### TASK GOAL:
Count lines with "components" in them. Report only the total.

══ COLLECTED MATERIAL ══

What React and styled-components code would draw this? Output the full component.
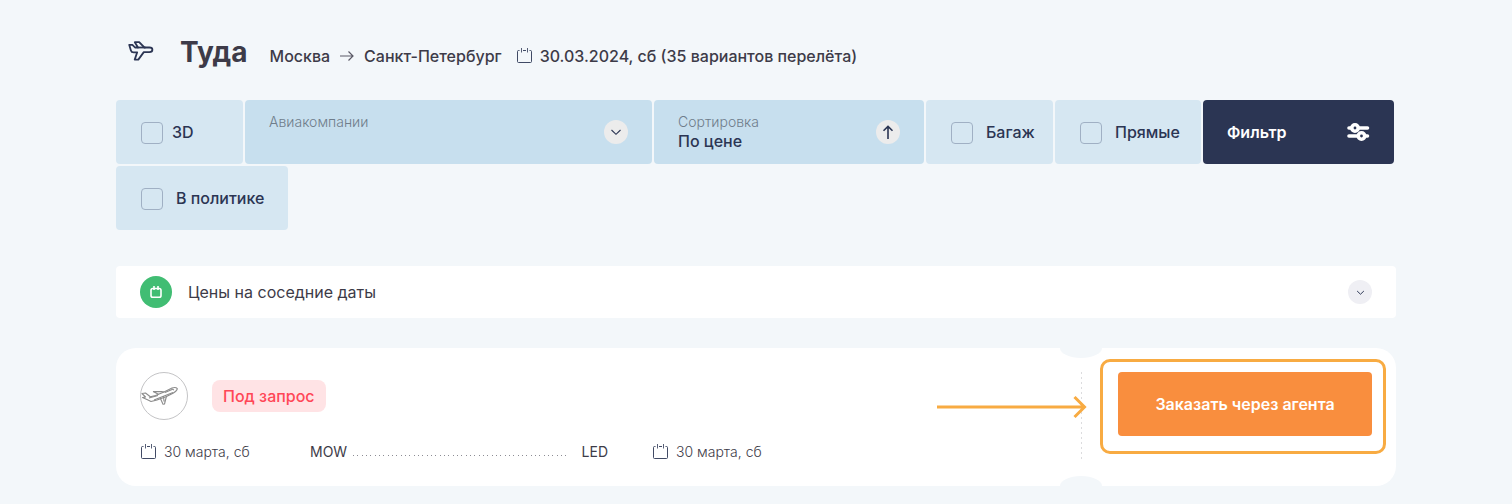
import React from "react";
import styled, { createGlobalStyle, css } from "styled-components";

const GlobalStyle = createGlobalStyle`
  *, *::before, *::after { box-sizing: border-box; }
  body {
    margin: 0;
    background: #f3f7fa;
    color: #3d3b48;
    font-family: Inter, "Noto Sans", sans-serif;
    font-size: 16px;
    line-height: 20px;
  }
  button, input, select { font: inherit; color: inherit; margin: 0; }
  button { border: 0; cursor: pointer; }
`;

const Page = styled.main`
  max-width: 1280px;
  margin: 0 auto;
  padding: 36px 0 18px;
`;

const Header = styled.header`
  display: flex;
  align-items: baseline;
  padding-left: 12px;
  margin-bottom: 32px;
`;

const HeaderIcon = styled.span`
  width: 52px;
  align-self: flex-start;
  padding-top: 4px;
  svg { display: block; }
`;

const Title = styled.h1`
  margin: 0 22px 0 0;
  font-size: 28px;
  line-height: 32px;
  font-weight: 700;
`;

const Route = styled.div`
  display: flex;
  align-items: baseline;
  gap: 10px;
  font-weight: 500;
  svg { align-self: center; }
`;

const HeaderDate = styled.div`
  display: flex;
  align-items: baseline;
  gap: 8px;
  margin-left: 14px;
  font-weight: 500;
  svg { align-self: center; }
`;

const Filters = styled.form`
  display: flex;
  flex-wrap: wrap;
  row-gap: 2px;
  margin-bottom: 36px;
  color: #2b3553;
  font-weight: 500;
`;

const tile = css`
  display: flex;
  align-items: center;
  width: ${(p) => p.$width}px;
  height: 64px;
  margin-right: 2px;
  padding: 0 24px;
  border-radius: 4px;
`;

const CheckTile = styled.label`
  ${tile}
  gap: ${(p) => p.$gap || 13}px;
  background: #d6e7f2;
  white-space: nowrap;
`;

const Checkbox = styled.input`
  appearance: none;
  flex: none;
  width: 22px;
  height: 22px;
  margin: 2px 0 0 1px;
  border: 1px solid #a0b0c4;
  border-radius: 4px;
  &:checked { background: #2b3553; }
`;

const FieldTile = styled.div`
  ${tile}
  ${(p) => p.$grow && "flex: 1 0 280px;"}
  justify-content: space-between;
  background: #c7dfee;
`;

const Field = styled.label`
  flex: 1;
  display: flex;
  flex-direction: column;
`;

const FieldName = styled.span`
  font-size: 14px;
  line-height: 18px;
  font-weight: 300;
  color: #6f7d8b;
`;

const Select = styled.select`
  appearance: none;
  width: 100%;
  height: 20px;
  padding: 0;
  border: 0;
  background: transparent;
  font-weight: 500;
`;

const Round = styled.span`
  display: flex;
  flex: none;
  align-items: center;
  justify-content: center;
  width: 24px;
  height: 24px;
  padding: 0;
  border-radius: 50%;
  background: ${(p) => p.$bg || "#ececec"};
  color: #2b3553;
`;

const FilterButton = styled.button`
  ${tile}
  justify-content: space-between;
  background: #2b3553;
  color: #fff;
  font-weight: 600;
`;

const PricesBar = styled.button`
  display: flex;
  align-items: center;
  gap: 16px;
  width: 100%;
  height: 52px;
  margin-bottom: 30px;
  padding: 0 24px;
  border-radius: 4px;
  background: #fff;
  text-align: left;
`;

const GreenBadge = styled(Round)`
  width: 32px;
  height: 32px;
  background: #41bd73;
`;

const PricesLabel = styled.span`
  flex: 1;
`;

const Card = styled.article`
  display: flex;
  border-radius: 20px;
  background: #fff;
`;

const Flight = styled.div`
  flex: 1;
  padding: 24px;
`;

const Summary = styled.div`
  display: flex;
  align-items: center;
  gap: 24px;
  margin-bottom: 22px;
`;

const Airline = styled.span`
  display: flex;
  align-items: center;
  width: 48px;
  height: 48px;
  border: 1px solid #c4c4c6;
  border-radius: 50%;
`;

const Status = styled.span`
  padding: 6px 11px;
  border-radius: 8px;
  background: #ffe3e5;
  color: #ff4757;
  font-weight: 500;
`;

const Leg = styled.div`
  display: grid;
  grid-template-columns: 126px 298px auto;
  column-gap: 44px;
  align-items: center;
  font-size: 14px;
`;

const LegDate = styled.span`
  display: flex;
  align-items: center;
  gap: 8px;
  font-weight: 300;
`;

const Path = styled.div`
  display: flex;
  align-items: center;
`;

const Dots = styled.span`
  flex: 1;
  height: 1px;
  margin: 6px 16px 0 6px;
  background: repeating-linear-gradient(90deg, #8c8c94 0 1px, transparent 1px 4px, #8c8c94 4px 5px, transparent 5px 9px, #8c8c94 9px 10px, transparent 10px 13px);
`;

const Tear = styled.div`
  position: relative;
  width: 42px;
  padding: 24px 0;
  &::before, &::after {
    content: "";
    position: absolute;
    left: 0;
    width: 42px;
    height: 20px;
    border-radius: 50%;
    background: #f3f7fa;
  }
  &::before { top: -10px; }
  &::after { bottom: -10px; }
`;

const TearLine = styled.div`
  width: 1px;
  height: 88px;
  margin: 0 auto;
  background: repeating-linear-gradient(#dcdcde 0 2px, transparent 2px 5px);
`;

const Order = styled.div`
  position: relative;
  width: 294px;
  padding: 24px 24px 50px 16px;
`;

const OrderButton = styled.button`
  width: 100%;
  height: 64px;
  border-radius: 4px;
  background: #f98e3e;
  color: #fff;
  font-weight: 600;
`;

const Highlight = styled.span`
  position: absolute;
  top: 11px;
  right: 10px;
  width: 286px;
  height: 95px;
  border: 3px solid #f8ab42;
  border-radius: 10px;
  pointer-events: none;
`;

const Pointer = styled.svg`
  position: absolute;
  top: 47px;
  right: 309px;
`;

const CalendarIcon = () => (
  <svg width="16" height="16" viewBox="0 0 16 16" fill="none" stroke="#2b3553" aria-hidden="true">
    <path d="M3.500 2.500H2.500q-1 0-1 1v10q0 1 1 1h12q1 0 1-1v-10q0-1-1-1H13.500M7 2.500h3" strokeWidth=".9" />
    <path d="M5.500 0v4.500M11.500 0v4.500" strokeWidth=".8" />
  </svg>
);

const Chevron = ({ size, width }) => (
  <svg width={size} height={size} viewBox="0 0 12 12" fill="none" stroke="currentColor" strokeWidth={width} aria-hidden="true">
    <path d="M1.500 4 6 8.300 10.500 4" />
  </svg>
);

function CheckFilter({ label, width, gap }) {
  return (
    <CheckTile $width={width} $gap={gap}>
      <Checkbox type="checkbox" />
      {label}
    </CheckTile>
  );
}

export default function App() {
  return (
    <>
      <GlobalStyle />
      <Page>
        <Header>
          <HeaderIcon>
            <svg width="26" height="22" viewBox="0 0 26 22" fill="none" stroke="#2b3553" strokeWidth="1.800" strokeLinejoin="round" aria-hidden="true">
              <path d="M1.200 4.800h3.200l2.600 2.700h3L6.800 2.200h4.400l5.200 5.300h5c2 0 3 1.200 3 2.300s-1 2.300-3 2.300h-5.600L10.300 19.600H6.700L9.200 12.300H5.600c-1.400 0-2.300-.6-2.700-1.900z" />
              <path d="M9.500 7.500h8" />
            </svg>
          </HeaderIcon>
          <Title>Туда</Title>
          <Route>
            <span>Москва</span>
            <svg width="14" height="12" viewBox="0 0 14 12" fill="none" stroke="#5b5a66" strokeWidth="1.200" aria-hidden="true">
              <path d="M0 6h13M8.500 1.500 13 6l-4.500 4.500" />
            </svg>
            <span>Санкт-Петербург</span>
          </Route>
          <HeaderDate>
            <CalendarIcon />
            <span>30.03.2024, сб (35 вариантов перелёта)</span>
          </HeaderDate>
        </Header>

        <Filters>
          <CheckFilter label="3D" width={127} gap={9} />
          <FieldTile $grow>
            <Field>
              <FieldName>Авиакомпании</FieldName>
              <Select defaultValue=""><option value="" /></Select>
            </Field>
            <Round><Chevron size={12} width={1.1} /></Round>
          </FieldTile>
          <FieldTile $width={270}>
            <Field>
              <FieldName>Сортировка</FieldName>
              <Select><option>По цене</option></Select>
            </Field>
            <Round as="button" type="button" aria-label="По возрастанию">
              <svg width="12" height="14" viewBox="0 0 12 14" fill="none" stroke="currentColor" strokeWidth="1.600" aria-hidden="true">
                <path d="M6 14V1.500M1.500 5.800 6 1.400l4.500 4.400" />
              </svg>
            </Round>
          </FieldTile>
          <CheckFilter label="Багаж" width={127} />
          <CheckFilter label="Прямые" width={146} />
          <FilterButton type="button" $width={191}>
            Фильтр
            <svg width="24" height="20" viewBox="0 0 24 20" fill="none" stroke="#fff" strokeWidth="3.600" strokeLinecap="round" aria-hidden="true">
              <path d="M3 6h2M13 6h8.500M3 14h8M19 14h2.500" />
              <circle cx="9" cy="6" r="3.200" />
              <circle cx="15.500" cy="14" r="3.200" />
            </svg>
          </FilterButton>
          <CheckFilter label="В политике" width={172} />
        </Filters>

        <PricesBar type="button" aria-expanded="false">
          <GreenBadge>
            <svg width="12" height="12" viewBox="0 0 12 12" fill="none" stroke="#fff" strokeWidth="1.600" aria-hidden="true">
              <rect x="1" y="2.500" width="10" height="8.700" rx="1.800" />
              <path d="M4 0v4M8 0v4" />
            </svg>
          </GreenBadge>
          <PricesLabel>Цены на соседние даты</PricesLabel>
          <Round $bg="#efeff4"><Chevron size={9} width={1.3} /></Round>
        </PricesBar>

        <Card>
          <Flight>
            <Summary>
              <Airline>
                <svg width="38" height="20" viewBox="0 0 38 20" fill="none" stroke="#8c8c8c" strokeWidth="1.100" strokeLinejoin="round" aria-hidden="true">
                  <path d="M1 7.500 4.500 7l4.800 3.800 5.200-1.200L23 6l8-4c2.500-.9 4.300-.6 5.300.6-.2 1.800-2 3.200-4.300 4.600l-7 3.600-9 3.200-6 1.500-3-1.500-5.500-2.500L4.500 11 3 9.500z" />
                  <path d="M12 5.500l8.500.1L23.500 6M12 5.500l5.500 2.700M19 11.500l3 6.700 1.500-.2 2-8M22.500 10.500l.5 5M8 12l9-2.500M13 14l19-7.500M31 3l2 1M24 6.500l7-3" />
                </svg>
              </Airline>
              <Status>Под запрос</Status>
            </Summary>
            <Leg>
              <LegDate><CalendarIcon />30 марта, сб</LegDate>
              <Path>
                <span>MOW</span>
                <Dots />
                <span>LED</span>
              </Path>
              <LegDate><CalendarIcon />30 марта, сб</LegDate>
            </Leg>
          </Flight>
          <Tear><TearLine /></Tear>
          <Order>
            <OrderButton type="button">Заказать через агента</OrderButton>
            <Highlight />
            <Pointer width="150" height="24" viewBox="0 0 150 24" fill="none" stroke="#f8ab42" strokeWidth="3" aria-hidden="true">
              <path d="M0 12h147M137.500 2l10 10-10 10" />
            </Pointer>
          </Order>
        </Card>
      </Page>
    </>
  );
}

═══

### REPLY:
2